Count the lines in the records below that contain the word "index", and give only that number.

◆ ◆ ◆ ◆ ◆ ◆ ◆

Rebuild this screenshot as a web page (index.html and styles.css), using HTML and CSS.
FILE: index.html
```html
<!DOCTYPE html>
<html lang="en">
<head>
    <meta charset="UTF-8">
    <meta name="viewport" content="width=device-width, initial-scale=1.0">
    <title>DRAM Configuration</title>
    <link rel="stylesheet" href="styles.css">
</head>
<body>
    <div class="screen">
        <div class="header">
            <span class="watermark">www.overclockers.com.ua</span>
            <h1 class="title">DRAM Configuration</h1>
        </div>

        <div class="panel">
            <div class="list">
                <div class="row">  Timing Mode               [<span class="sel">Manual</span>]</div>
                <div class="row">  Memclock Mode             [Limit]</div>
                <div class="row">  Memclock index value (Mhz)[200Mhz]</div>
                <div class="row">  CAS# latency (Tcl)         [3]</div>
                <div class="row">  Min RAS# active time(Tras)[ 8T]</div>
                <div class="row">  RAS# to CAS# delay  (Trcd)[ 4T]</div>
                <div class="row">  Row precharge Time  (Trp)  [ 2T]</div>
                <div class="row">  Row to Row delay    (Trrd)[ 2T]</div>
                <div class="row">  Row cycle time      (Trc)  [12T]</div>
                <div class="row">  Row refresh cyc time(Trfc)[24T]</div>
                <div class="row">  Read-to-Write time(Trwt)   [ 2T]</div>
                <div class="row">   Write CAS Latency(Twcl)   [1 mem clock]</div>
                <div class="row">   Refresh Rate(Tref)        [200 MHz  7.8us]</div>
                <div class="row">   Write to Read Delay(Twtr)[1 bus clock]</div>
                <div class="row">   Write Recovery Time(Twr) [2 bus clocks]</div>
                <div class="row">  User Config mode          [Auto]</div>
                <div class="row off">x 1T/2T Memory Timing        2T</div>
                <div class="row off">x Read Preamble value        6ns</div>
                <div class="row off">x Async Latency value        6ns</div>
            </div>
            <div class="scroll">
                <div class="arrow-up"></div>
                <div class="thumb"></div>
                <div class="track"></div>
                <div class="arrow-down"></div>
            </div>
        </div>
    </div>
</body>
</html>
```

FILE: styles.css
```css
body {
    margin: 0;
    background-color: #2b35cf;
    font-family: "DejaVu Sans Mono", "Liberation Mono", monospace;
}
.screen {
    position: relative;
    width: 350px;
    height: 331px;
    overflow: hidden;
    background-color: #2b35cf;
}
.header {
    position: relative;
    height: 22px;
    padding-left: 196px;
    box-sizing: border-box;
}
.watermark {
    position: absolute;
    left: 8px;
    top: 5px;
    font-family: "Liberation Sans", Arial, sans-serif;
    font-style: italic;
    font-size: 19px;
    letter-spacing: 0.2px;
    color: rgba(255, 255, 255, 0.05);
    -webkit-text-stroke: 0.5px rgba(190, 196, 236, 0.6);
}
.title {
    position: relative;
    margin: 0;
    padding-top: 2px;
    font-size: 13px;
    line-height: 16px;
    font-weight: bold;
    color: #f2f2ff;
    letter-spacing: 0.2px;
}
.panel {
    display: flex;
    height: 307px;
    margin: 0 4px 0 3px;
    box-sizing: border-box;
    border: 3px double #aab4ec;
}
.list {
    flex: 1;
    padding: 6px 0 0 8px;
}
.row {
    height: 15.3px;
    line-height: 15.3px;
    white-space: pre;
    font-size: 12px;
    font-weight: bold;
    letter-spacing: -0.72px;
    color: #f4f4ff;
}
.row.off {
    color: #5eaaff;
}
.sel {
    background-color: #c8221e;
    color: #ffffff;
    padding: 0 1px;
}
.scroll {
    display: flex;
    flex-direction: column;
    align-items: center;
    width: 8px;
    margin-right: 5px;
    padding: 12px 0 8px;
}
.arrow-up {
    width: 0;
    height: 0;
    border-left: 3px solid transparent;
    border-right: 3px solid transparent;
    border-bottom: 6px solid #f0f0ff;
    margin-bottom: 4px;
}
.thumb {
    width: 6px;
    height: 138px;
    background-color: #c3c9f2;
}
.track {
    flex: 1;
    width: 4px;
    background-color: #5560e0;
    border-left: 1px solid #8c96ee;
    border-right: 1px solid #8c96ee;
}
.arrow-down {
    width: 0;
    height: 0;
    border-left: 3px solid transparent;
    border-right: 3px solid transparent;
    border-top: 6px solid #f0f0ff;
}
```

◆ ◆ ◆ ◆ ◆ ◆ ◆

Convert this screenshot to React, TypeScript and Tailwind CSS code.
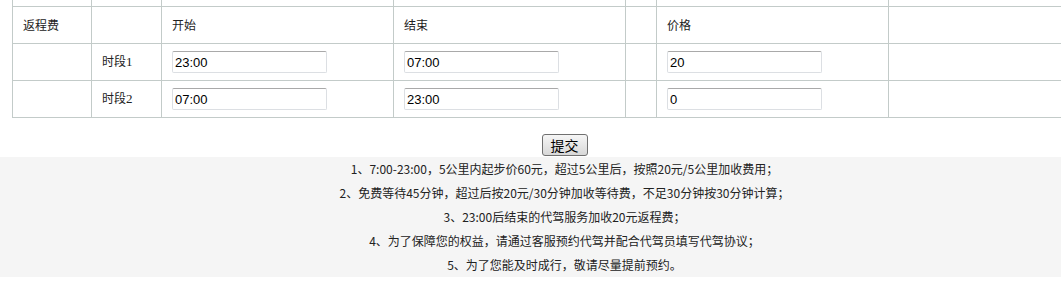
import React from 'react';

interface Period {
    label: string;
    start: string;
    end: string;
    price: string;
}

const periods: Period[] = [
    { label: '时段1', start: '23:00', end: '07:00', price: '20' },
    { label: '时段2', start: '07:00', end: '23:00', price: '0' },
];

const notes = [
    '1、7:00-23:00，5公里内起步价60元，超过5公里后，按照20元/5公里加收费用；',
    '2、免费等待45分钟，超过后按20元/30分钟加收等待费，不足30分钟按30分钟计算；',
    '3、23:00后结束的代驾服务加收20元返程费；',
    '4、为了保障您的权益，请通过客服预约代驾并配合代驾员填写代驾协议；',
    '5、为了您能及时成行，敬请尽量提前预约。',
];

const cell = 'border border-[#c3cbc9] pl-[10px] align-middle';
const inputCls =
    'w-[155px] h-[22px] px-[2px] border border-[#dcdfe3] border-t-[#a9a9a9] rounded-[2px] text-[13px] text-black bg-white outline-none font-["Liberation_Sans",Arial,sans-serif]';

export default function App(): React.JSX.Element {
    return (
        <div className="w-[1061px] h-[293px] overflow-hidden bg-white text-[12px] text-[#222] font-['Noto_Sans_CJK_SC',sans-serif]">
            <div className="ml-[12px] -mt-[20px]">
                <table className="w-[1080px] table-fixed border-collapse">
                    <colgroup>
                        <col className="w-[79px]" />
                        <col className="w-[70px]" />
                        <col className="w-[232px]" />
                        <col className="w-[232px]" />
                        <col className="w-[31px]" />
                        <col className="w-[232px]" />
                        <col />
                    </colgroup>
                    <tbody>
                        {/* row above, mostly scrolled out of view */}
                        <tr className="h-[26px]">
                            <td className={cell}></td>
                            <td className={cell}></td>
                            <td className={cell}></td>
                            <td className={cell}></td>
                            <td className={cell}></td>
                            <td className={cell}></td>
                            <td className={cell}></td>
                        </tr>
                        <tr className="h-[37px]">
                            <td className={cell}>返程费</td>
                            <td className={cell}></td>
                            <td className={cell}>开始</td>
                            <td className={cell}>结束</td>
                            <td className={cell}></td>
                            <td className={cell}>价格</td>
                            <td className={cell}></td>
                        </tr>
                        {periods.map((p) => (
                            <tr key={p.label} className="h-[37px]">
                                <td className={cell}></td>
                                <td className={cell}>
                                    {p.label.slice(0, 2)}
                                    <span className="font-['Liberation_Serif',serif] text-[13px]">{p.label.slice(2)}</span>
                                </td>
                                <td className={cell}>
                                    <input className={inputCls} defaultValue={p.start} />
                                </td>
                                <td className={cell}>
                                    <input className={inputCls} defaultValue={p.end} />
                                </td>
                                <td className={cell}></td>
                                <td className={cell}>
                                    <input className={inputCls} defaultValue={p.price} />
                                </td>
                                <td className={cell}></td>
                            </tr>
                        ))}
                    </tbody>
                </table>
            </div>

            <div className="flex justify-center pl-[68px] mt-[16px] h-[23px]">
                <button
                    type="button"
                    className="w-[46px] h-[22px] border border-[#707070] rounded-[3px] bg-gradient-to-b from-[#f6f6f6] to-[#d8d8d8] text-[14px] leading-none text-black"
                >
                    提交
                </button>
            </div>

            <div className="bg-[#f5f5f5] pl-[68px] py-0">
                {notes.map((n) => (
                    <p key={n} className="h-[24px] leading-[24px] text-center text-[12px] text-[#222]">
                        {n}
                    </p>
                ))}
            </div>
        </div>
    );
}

◆ ◆ ◆ ◆ ◆ ◆ ◆

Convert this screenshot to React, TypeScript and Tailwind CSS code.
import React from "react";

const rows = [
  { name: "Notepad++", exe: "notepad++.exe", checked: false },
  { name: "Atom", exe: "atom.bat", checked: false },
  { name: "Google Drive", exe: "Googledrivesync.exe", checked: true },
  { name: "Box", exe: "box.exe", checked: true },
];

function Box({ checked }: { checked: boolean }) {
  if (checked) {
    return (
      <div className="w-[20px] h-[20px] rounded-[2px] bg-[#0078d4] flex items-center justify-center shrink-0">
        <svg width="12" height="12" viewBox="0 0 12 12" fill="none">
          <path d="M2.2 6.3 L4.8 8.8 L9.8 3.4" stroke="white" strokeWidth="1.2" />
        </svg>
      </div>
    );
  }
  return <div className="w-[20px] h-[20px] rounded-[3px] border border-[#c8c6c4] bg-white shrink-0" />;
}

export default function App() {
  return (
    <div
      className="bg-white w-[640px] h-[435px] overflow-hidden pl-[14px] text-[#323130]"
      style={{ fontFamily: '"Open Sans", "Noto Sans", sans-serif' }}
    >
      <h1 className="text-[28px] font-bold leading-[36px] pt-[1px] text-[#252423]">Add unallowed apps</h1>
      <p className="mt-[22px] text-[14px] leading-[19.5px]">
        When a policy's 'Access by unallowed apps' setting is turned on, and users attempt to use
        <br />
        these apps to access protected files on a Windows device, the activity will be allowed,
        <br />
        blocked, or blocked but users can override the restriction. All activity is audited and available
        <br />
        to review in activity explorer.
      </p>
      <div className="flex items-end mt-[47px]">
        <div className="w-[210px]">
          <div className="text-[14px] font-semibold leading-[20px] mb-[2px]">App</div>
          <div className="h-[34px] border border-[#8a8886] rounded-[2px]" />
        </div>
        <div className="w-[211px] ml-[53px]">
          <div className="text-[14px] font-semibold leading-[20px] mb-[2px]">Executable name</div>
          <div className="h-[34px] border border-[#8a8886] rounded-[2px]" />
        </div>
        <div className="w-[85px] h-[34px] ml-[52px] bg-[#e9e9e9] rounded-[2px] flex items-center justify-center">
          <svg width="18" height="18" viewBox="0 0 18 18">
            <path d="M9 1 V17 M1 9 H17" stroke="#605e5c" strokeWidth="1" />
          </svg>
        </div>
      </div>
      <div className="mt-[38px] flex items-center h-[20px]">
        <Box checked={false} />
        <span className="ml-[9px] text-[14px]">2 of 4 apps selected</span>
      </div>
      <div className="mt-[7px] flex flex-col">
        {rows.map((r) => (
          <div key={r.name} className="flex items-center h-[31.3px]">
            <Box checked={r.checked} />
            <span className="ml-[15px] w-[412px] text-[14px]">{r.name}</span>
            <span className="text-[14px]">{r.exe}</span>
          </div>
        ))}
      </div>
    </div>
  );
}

◆ ◆ ◆ ◆ ◆ ◆ ◆

Task result:
3